= The problem =
Are you able to retype all the records below exactly?

|---|

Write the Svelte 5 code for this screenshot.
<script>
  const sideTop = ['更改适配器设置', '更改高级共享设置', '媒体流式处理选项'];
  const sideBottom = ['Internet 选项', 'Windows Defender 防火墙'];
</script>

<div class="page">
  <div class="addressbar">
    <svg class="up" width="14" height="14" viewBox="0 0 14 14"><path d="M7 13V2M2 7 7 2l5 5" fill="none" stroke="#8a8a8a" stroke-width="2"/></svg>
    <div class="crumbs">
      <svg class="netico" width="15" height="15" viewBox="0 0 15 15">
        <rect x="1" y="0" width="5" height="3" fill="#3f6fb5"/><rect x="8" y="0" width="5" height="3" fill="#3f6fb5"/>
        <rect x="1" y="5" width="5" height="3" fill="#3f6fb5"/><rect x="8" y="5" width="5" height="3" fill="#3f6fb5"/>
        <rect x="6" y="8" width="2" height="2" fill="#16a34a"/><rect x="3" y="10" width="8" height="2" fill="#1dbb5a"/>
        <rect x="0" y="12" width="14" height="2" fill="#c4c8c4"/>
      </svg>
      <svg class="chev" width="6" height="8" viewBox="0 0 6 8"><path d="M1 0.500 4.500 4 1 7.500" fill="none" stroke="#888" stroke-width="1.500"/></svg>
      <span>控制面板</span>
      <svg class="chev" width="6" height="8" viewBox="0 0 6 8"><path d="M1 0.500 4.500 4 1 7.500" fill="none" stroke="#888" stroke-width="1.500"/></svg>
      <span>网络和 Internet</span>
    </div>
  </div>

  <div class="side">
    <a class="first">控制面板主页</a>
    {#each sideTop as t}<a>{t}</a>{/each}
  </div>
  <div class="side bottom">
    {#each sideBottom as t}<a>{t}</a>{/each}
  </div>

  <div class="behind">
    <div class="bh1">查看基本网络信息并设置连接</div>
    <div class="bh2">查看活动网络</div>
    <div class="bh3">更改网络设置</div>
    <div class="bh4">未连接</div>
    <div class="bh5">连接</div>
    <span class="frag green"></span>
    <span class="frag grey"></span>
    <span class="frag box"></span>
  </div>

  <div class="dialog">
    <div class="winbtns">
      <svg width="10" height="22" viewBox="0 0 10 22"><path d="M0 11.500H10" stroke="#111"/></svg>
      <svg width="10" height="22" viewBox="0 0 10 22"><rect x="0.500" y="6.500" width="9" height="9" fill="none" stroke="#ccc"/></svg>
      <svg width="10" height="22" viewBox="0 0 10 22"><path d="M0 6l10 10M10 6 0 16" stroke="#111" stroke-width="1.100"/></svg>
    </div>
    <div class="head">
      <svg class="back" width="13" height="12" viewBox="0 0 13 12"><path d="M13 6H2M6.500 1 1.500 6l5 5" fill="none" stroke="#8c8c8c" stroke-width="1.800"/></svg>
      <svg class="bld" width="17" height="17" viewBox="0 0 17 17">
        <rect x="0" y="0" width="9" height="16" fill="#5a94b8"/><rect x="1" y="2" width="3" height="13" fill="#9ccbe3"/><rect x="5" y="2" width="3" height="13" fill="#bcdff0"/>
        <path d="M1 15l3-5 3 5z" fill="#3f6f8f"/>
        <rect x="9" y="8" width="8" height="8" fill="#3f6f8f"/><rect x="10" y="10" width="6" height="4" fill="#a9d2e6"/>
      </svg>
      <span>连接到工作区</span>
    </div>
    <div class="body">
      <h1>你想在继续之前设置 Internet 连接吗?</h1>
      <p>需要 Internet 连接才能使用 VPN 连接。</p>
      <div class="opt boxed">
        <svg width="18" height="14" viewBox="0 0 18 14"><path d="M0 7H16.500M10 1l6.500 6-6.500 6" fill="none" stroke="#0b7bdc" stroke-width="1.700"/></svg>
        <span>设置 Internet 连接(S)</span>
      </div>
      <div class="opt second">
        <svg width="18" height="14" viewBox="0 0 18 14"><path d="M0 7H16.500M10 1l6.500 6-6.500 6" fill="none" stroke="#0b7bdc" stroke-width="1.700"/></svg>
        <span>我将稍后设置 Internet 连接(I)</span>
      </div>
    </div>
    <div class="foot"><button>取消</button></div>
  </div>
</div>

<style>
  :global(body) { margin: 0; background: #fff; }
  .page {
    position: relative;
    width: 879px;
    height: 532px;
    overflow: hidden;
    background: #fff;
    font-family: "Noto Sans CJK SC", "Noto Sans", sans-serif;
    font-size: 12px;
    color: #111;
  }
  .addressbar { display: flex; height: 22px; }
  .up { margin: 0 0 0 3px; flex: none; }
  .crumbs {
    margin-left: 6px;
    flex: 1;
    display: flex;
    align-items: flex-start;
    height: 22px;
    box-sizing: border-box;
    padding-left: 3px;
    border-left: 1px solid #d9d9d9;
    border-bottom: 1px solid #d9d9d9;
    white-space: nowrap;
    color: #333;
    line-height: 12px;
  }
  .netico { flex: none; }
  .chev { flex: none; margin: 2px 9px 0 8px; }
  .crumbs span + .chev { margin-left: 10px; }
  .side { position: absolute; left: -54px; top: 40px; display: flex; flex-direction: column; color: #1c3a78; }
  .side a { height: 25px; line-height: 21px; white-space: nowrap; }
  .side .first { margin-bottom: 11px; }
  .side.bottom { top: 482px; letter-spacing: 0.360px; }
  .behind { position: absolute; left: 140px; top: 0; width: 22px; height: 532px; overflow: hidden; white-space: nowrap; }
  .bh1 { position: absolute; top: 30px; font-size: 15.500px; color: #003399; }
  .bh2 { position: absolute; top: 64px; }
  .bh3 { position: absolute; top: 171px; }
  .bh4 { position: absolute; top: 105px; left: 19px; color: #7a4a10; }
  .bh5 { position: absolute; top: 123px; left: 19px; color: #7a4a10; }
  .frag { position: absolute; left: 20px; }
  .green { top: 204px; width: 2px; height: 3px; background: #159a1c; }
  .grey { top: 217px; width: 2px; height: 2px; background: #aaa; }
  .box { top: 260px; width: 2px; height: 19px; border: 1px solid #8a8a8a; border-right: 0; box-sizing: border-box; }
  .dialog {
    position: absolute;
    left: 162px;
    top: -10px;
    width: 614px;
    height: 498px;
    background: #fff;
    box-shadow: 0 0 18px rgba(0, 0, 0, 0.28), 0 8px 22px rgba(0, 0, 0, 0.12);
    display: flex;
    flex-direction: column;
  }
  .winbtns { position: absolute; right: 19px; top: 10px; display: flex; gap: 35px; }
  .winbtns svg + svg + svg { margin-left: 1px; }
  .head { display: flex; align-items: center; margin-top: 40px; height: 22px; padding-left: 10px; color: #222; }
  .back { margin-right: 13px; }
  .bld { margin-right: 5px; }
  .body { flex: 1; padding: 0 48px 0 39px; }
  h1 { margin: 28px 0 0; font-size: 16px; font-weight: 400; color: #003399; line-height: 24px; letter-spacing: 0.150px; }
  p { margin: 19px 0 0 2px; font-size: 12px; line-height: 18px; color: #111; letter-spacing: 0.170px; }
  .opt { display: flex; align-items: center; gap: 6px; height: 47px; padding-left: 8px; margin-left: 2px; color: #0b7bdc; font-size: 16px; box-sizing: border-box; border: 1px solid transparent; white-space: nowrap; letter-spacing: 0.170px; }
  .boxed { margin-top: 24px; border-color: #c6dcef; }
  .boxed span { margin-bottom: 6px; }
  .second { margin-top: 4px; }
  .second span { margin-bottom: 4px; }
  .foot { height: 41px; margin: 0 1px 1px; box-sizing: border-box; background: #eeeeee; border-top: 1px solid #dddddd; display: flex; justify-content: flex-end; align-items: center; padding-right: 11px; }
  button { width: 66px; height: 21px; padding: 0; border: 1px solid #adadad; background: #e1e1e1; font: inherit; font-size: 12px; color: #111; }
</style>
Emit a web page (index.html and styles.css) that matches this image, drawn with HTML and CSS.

|---|

= The response =
Write the Svelte 5 code for this screenshot.
<script>
  const sideTop = ['更改适配器设置', '更改高级共享设置', '媒体流式处理选项'];
  const sideBottom = ['Internet 选项', 'Windows Defender 防火墙'];
</script>

<div class="page">
  <div class="addressbar">
    <svg class="up" width="14" height="14" viewBox="0 0 14 14"><path d="M7 13V2M2 7 7 2l5 5" fill="none" stroke="#8a8a8a" stroke-width="2"/></svg>
    <div class="crumbs">
      <svg class="netico" width="15" height="15" viewBox="0 0 15 15">
        <rect x="1" y="0" width="5" height="3" fill="#3f6fb5"/><rect x="8" y="0" width="5" height="3" fill="#3f6fb5"/>
        <rect x="1" y="5" width="5" height="3" fill="#3f6fb5"/><rect x="8" y="5" width="5" height="3" fill="#3f6fb5"/>
        <rect x="6" y="8" width="2" height="2" fill="#16a34a"/><rect x="3" y="10" width="8" height="2" fill="#1dbb5a"/>
        <rect x="0" y="12" width="14" height="2" fill="#c4c8c4"/>
      </svg>
      <svg class="chev" width="6" height="8" viewBox="0 0 6 8"><path d="M1 0.500 4.500 4 1 7.500" fill="none" stroke="#888" stroke-width="1.500"/></svg>
      <span>控制面板</span>
      <svg class="chev" width="6" height="8" viewBox="0 0 6 8"><path d="M1 0.500 4.500 4 1 7.500" fill="none" stroke="#888" stroke-width="1.500"/></svg>
      <span>网络和 Internet</span>
    </div>
  </div>

  <div class="side">
    <a class="first">控制面板主页</a>
    {#each sideTop as t}<a>{t}</a>{/each}
  </div>
  <div class="side bottom">
    {#each sideBottom as t}<a>{t}</a>{/each}
  </div>

  <div class="behind">
    <div class="bh1">查看基本网络信息并设置连接</div>
    <div class="bh2">查看活动网络</div>
    <div class="bh3">更改网络设置</div>
    <div class="bh4">未连接</div>
    <div class="bh5">连接</div>
    <span class="frag green"></span>
    <span class="frag grey"></span>
    <span class="frag box"></span>
  </div>

  <div class="dialog">
    <div class="winbtns">
      <svg width="10" height="22" viewBox="0 0 10 22"><path d="M0 11.500H10" stroke="#111"/></svg>
      <svg width="10" height="22" viewBox="0 0 10 22"><rect x="0.500" y="6.500" width="9" height="9" fill="none" stroke="#ccc"/></svg>
      <svg width="10" height="22" viewBox="0 0 10 22"><path d="M0 6l10 10M10 6 0 16" stroke="#111" stroke-width="1.100"/></svg>
    </div>
    <div class="head">
      <svg class="back" width="13" height="12" viewBox="0 0 13 12"><path d="M13 6H2M6.500 1 1.500 6l5 5" fill="none" stroke="#8c8c8c" stroke-width="1.800"/></svg>
      <svg class="bld" width="17" height="17" viewBox="0 0 17 17">
        <rect x="0" y="0" width="9" height="16" fill="#5a94b8"/><rect x="1" y="2" width="3" height="13" fill="#9ccbe3"/><rect x="5" y="2" width="3" height="13" fill="#bcdff0"/>
        <path d="M1 15l3-5 3 5z" fill="#3f6f8f"/>
        <rect x="9" y="8" width="8" height="8" fill="#3f6f8f"/><rect x="10" y="10" width="6" height="4" fill="#a9d2e6"/>
      </svg>
      <span>连接到工作区</span>
    </div>
    <div class="body">
      <h1>你想在继续之前设置 Internet 连接吗?</h1>
      <p>需要 Internet 连接才能使用 VPN 连接。</p>
      <div class="opt boxed">
        <svg width="18" height="14" viewBox="0 0 18 14"><path d="M0 7H16.500M10 1l6.500 6-6.500 6" fill="none" stroke="#0b7bdc" stroke-width="1.700"/></svg>
        <span>设置 Internet 连接(S)</span>
      </div>
      <div class="opt second">
        <svg width="18" height="14" viewBox="0 0 18 14"><path d="M0 7H16.500M10 1l6.500 6-6.500 6" fill="none" stroke="#0b7bdc" stroke-width="1.700"/></svg>
        <span>我将稍后设置 Internet 连接(I)</span>
      </div>
    </div>
    <div class="foot"><button>取消</button></div>
  </div>
</div>

<style>
  :global(body) { margin: 0; background: #fff; }
  .page {
    position: relative;
    width: 879px;
    height: 532px;
    overflow: hidden;
    background: #fff;
    font-family: "Noto Sans CJK SC", "Noto Sans", sans-serif;
    font-size: 12px;
    color: #111;
  }
  .addressbar { display: flex; height: 22px; }
  .up { margin: 0 0 0 3px; flex: none; }
  .crumbs {
    margin-left: 6px;
    flex: 1;
    display: flex;
    align-items: flex-start;
    height: 22px;
    box-sizing: border-box;
    padding-left: 3px;
    border-left: 1px solid #d9d9d9;
    border-bottom: 1px solid #d9d9d9;
    white-space: nowrap;
    color: #333;
    line-height: 12px;
  }
  .netico { flex: none; }
  .chev { flex: none; margin: 2px 9px 0 8px; }
  .crumbs span + .chev { margin-left: 10px; }
  .side { position: absolute; left: -54px; top: 40px; display: flex; flex-direction: column; color: #1c3a78; }
  .side a { height: 25px; line-height: 21px; white-space: nowrap; }
  .side .first { margin-bottom: 11px; }
  .side.bottom { top: 482px; letter-spacing: 0.360px; }
  .behind { position: absolute; left: 140px; top: 0; width: 22px; height: 532px; overflow: hidden; white-space: nowrap; }
  .bh1 { position: absolute; top: 30px; font-size: 15.500px; color: #003399; }
  .bh2 { position: absolute; top: 64px; }
  .bh3 { position: absolute; top: 171px; }
  .bh4 { position: absolute; top: 105px; left: 19px; color: #7a4a10; }
  .bh5 { position: absolute; top: 123px; left: 19px; color: #7a4a10; }
  .frag { position: absolute; left: 20px; }
  .green { top: 204px; width: 2px; height: 3px; background: #159a1c; }
  .grey { top: 217px; width: 2px; height: 2px; background: #aaa; }
  .box { top: 260px; width: 2px; height: 19px; border: 1px solid #8a8a8a; border-right: 0; box-sizing: border-box; }
  .dialog {
    position: absolute;
    left: 162px;
    top: -10px;
    width: 614px;
    height: 498px;
    background: #fff;
    box-shadow: 0 0 18px rgba(0, 0, 0, 0.28), 0 8px 22px rgba(0, 0, 0, 0.12);
    display: flex;
    flex-direction: column;
  }
  .winbtns { position: absolute; right: 19px; top: 10px; display: flex; gap: 35px; }
  .winbtns svg + svg + svg { margin-left: 1px; }
  .head { display: flex; align-items: center; margin-top: 40px; height: 22px; padding-left: 10px; color: #222; }
  .back { margin-right: 13px; }
  .bld { margin-right: 5px; }
  .body { flex: 1; padding: 0 48px 0 39px; }
  h1 { margin: 28px 0 0; font-size: 16px; font-weight: 400; color: #003399; line-height: 24px; letter-spacing: 0.150px; }
  p { margin: 19px 0 0 2px; font-size: 12px; line-height: 18px; color: #111; letter-spacing: 0.170px; }
  .opt { display: flex; align-items: center; gap: 6px; height: 47px; padding-left: 8px; margin-left: 2px; color: #0b7bdc; font-size: 16px; box-sizing: border-box; border: 1px solid transparent; white-space: nowrap; letter-spacing: 0.170px; }
  .boxed { margin-top: 24px; border-color: #c6dcef; }
  .boxed span { margin-bottom: 6px; }
  .second { margin-top: 4px; }
  .second span { margin-bottom: 4px; }
  .foot { height: 41px; margin: 0 1px 1px; box-sizing: border-box; background: #eeeeee; border-top: 1px solid #dddddd; display: flex; justify-content: flex-end; align-items: center; padding-right: 11px; }
  button { width: 66px; height: 21px; padding: 0; border: 1px solid #adadad; background: #e1e1e1; font: inherit; font-size: 12px; color: #111; }
</style>
Emit a web page (index.html and styles.css) that matches this image, drawn with HTML and CSS.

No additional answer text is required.